Un activisme qui ne laisse pas indifférent
Parce qu’il est visible, Christophe Béchu irrite. Bruno Le Maire est publiquement monté au créneau contre lui, le 15 novembre, lors de la sortie de la campagne publicitaire de l’Ademe appelant à la sobriété à la veille du Black Friday. Une initiative validée par le ministre de la Transition écologique (lire la brève Envi). Si Christophe Béchu a reconnu une « maladresse » sur France Inter après la sortie de Bruno Le Maire, admettant qu’il aurait mieux valu ne cibler que les plateformes de vente sur internet, et non les petits commerces, il a ensuite cranté une position dans une tribune dans Le Monde le 23 novembre sur le nécessaire changement de modèle.

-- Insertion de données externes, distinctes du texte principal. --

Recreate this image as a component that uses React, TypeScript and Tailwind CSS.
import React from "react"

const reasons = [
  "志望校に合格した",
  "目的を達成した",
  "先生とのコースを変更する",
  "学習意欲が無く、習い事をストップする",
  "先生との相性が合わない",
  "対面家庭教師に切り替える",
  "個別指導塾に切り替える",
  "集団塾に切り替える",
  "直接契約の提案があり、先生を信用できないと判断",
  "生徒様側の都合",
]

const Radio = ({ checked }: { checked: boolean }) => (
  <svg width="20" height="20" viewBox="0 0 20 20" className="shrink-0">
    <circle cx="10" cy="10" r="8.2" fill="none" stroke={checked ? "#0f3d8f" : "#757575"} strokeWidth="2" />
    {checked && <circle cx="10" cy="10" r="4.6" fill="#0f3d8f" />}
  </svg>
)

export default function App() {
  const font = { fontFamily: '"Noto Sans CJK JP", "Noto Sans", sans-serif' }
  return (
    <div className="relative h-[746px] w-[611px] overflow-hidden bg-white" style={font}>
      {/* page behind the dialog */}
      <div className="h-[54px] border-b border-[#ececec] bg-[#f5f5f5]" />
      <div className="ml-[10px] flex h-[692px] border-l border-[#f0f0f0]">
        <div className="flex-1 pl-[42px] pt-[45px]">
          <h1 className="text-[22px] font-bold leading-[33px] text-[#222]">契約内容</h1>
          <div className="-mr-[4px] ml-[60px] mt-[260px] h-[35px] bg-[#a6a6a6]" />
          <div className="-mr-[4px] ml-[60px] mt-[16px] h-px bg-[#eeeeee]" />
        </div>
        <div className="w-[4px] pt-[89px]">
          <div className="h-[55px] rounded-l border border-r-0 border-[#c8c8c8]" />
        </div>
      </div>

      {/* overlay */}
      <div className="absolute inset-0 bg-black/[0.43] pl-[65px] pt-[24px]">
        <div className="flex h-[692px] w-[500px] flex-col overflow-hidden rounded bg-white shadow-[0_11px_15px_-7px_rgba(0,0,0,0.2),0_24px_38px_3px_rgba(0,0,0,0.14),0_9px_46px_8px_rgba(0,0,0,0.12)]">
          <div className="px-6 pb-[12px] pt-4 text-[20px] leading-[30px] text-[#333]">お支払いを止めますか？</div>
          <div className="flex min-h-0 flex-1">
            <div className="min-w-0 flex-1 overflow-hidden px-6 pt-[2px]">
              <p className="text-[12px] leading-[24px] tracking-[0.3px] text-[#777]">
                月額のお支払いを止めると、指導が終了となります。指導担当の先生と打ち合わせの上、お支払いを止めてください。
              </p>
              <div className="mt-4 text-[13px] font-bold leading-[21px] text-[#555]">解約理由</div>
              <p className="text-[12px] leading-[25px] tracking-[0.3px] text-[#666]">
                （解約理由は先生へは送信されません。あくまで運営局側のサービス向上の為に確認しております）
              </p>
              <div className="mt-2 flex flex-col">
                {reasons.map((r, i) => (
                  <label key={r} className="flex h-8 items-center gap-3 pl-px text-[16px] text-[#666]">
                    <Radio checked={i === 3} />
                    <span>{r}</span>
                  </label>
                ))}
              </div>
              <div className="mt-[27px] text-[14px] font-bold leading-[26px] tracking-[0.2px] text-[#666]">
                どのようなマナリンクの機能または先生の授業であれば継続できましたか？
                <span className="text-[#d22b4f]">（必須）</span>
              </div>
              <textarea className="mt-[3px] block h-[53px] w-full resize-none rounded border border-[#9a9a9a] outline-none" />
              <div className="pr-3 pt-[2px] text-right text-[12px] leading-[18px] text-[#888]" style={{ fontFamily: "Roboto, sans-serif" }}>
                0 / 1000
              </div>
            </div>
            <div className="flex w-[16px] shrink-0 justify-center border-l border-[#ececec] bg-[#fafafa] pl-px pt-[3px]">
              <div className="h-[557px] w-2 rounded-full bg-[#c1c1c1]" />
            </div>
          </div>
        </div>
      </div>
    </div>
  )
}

Un discours qu’Emmanuel Macron n’a précisément jamais tenu. Cette position avait été actée bien en amont par le parti, selon Marine Cazard, membre du bureau politique et cheffe du pôle Jeunes Horizons. « La tribune, c’est une discussion qu’on a depuis plusieurs mois », explique-t-elle. « C’est une réflexion qu’on avait il y a quelques mois encore au cours d’un dîner avec Édouard Philippe », explique un autre cadre d’Horizons.

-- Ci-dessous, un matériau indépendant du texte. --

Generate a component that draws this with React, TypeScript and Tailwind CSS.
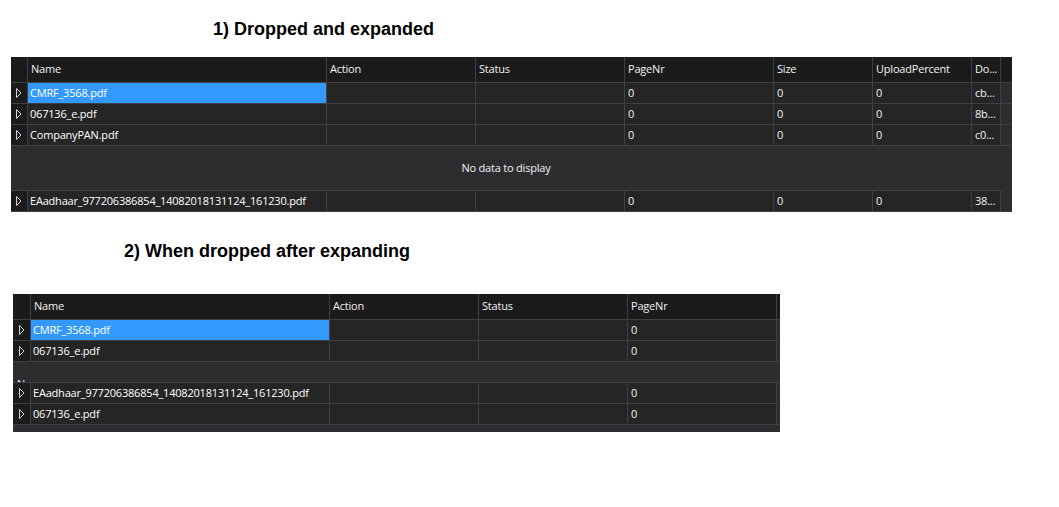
const cols1 = [
  { title: "Name", w: "w-[299px]" },
  { title: "Action", w: "w-[149px]" },
  { title: "Status", w: "w-[149px]" },
  { title: "PageNr", w: "w-[149px]" },
  { title: "Size", w: "w-[99px]" },
  { title: "UploadPercent", w: "w-[99px]" },
  { title: "Do...", w: "w-[29px]" },
];

const cols2 = cols1.slice(0, 4);

type Row = { name: string; values: string[]; selected?: boolean };

const rows1a: Row[] = [
  { name: "CMRF_3568.pdf", values: ["", "", "0", "0", "0", "cb..."], selected: true },
  { name: "067136_e.pdf", values: ["", "", "0", "0", "0", "8b..."] },
  { name: "CompanyPAN.pdf", values: ["", "", "0", "0", "0", "c0..."] },
];
const rows1b: Row[] = [
  { name: "EAadhaar_977206386854_14082018131124_161230.pdf", values: ["", "", "0", "0", "0", "38..."] },
];

const rows2a: Row[] = [
  { name: "CMRF_3568.pdf", values: ["", "", "0"], selected: true },
  { name: "067136_e.pdf", values: ["", "", "0"] },
];
const rows2b: Row[] = [
  { name: "EAadhaar_977206386854_14082018131124_161230.pdf", values: ["", "", "0"] },
  { name: "067136_e.pdf", values: ["", "", "0"] },
];

const Arrow = () => (
  <svg width="6" height="10" viewBox="0 0 6 10">
    <polygon points="0.5,0.5 5,5 0.5,9.5" fill="none" stroke="#d4d4d4" strokeWidth="1" />
  </svg>
);

const Header = ({ cols, ind }: { cols: typeof cols1; ind: string }) => (
  <div className="flex h-[26px] bg-[#1b1b1c] border-b border-[#3f3f46]">
    <div className={`${ind} shrink-0 border-r border-[#3f3f46]`} />
    {cols.map((c) => (
      <div key={c.title} className={`${c.w} shrink-0 border-r border-[#3f3f46] pl-[3px] flex items-center text-[#f1f1f1]`}>
        {c.title}
      </div>
    ))}
  </div>
);

const DataRow = ({ row, cols, ind }: { row: Row; cols: typeof cols1; ind: string }) => (
  <div className="flex h-[21px] border-b border-[#3f3f46]">
    <div className={`${ind} shrink-0 bg-[#1b1b1c] border-r border-[#3f3f46] flex items-center justify-center`}>
      <Arrow />
    </div>
    <div className={`${cols[0].w} shrink-0 border-r border-[#3f3f46] bg-[#252526] flex`}>
      <div className={`flex-1 flex items-center pl-[2px] text-white ${row.selected ? "bg-[#3399ff]" : ""}`}>
        {row.name}
      </div>
    </div>
    {row.values.map((v, i) => (
      <div key={i} className={`${cols[i + 1].w} shrink-0 border-r border-[#3f3f46] bg-[#252526] pl-[3px] flex items-center text-[#f1f1f1]`}>
        {v}
      </div>
    ))}
  </div>
);

export default function App() {
  return (
    <div className="w-[1059px] h-[507px] bg-white flex flex-col font-['Open_Sans',sans-serif] text-[11px] tracking-[-0.2px]">
      <h1 className="mt-[17px] ml-[213px] h-[24px] leading-[24px] text-[18px] font-bold text-black tracking-normal font-['Liberation_Sans',sans-serif]">
        1) Dropped and expanded
      </h1>

      <div className="mt-4 ml-[11px] w-[1001px] bg-[#2d2d30] flex flex-col">
        <Header cols={cols1} ind="w-[17px]" />
        {rows1a.map((r) => (
          <DataRow key={r.name} row={r} cols={cols1} ind="w-[17px]" />
        ))}
        <div className="h-[45px] border-b border-[#3f3f46] w-[990px] flex items-center justify-center text-[#f1f1f1]">
          No data to display
        </div>
        {rows1b.map((r) => (
          <DataRow key={r.name} row={r} cols={cols1} ind="w-[17px]" />
        ))}
      </div>

      <h2 className="mt-[27px] ml-[124px] h-[24px] leading-[24px] text-[18px] font-bold text-black tracking-normal font-['Liberation_Sans',sans-serif]">
        2) When dropped after expanding
      </h2>

      <div className="mt-[31px] ml-[13px] w-[767px] bg-[#2d2d30] flex flex-col pb-[7px]">
        <Header cols={cols2} ind="w-[18px]" />
        {rows2a.map((r) => (
          <DataRow key={r.name} row={r} cols={cols2} ind="w-[18px]" />
        ))}
        <div className="h-[21px] border-b border-[#3f3f46] overflow-hidden pl-[4px] pt-[15px] leading-[14px] text-[#f1f1f1]">
          N
        </div>
        {rows2b.map((r, i) => (
          <DataRow key={i} row={r} cols={cols2} ind="w-[18px]" />
        ))}
      </div>
    </div>
  );
}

Une forme de rivalité s’est également instaurée entre Christophe Béchu et Antoine Pellion, patron du Secrétariat général à la planification écologique (SGPE), rattaché à Matignon. Tous deux décrivent officiellement « de bonnes relations de travail ». Christophe Béchu considère que désormais, c’est lui qui doit incarner la phase politique, après la phase « techno » du SGPE, pour élaborer ses projections territoire par territoire. Antoine Pellion entend bien, également, piloter leur mise en œuvre sur le terrain. Il n’est d’ailleurs jamais très loin des COP régionales.

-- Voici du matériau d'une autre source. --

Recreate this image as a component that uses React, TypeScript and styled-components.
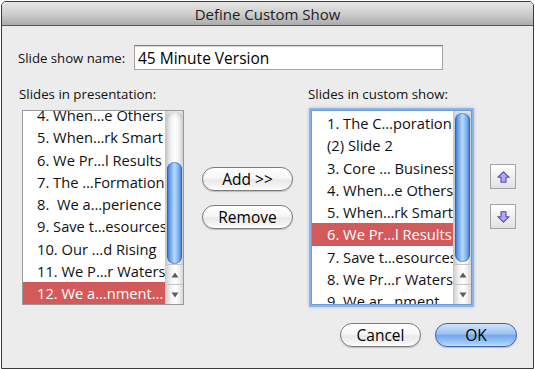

Du côté de l’opposition, une figure politique semble jalouser la popularité montante de Béchu. En novembre, lors du dernier congrès de l’Association des maires de France (AMF), les élus ont spontanément applaudi le ministre de la Transition écologique pour sa gestion du ZAN. Interrompu en plein discours de clôture, le président de l’AMF David Lisnard, qui rêve d’une candidature en 2027, n’a pas manqué de railler le ministre et son fan-club.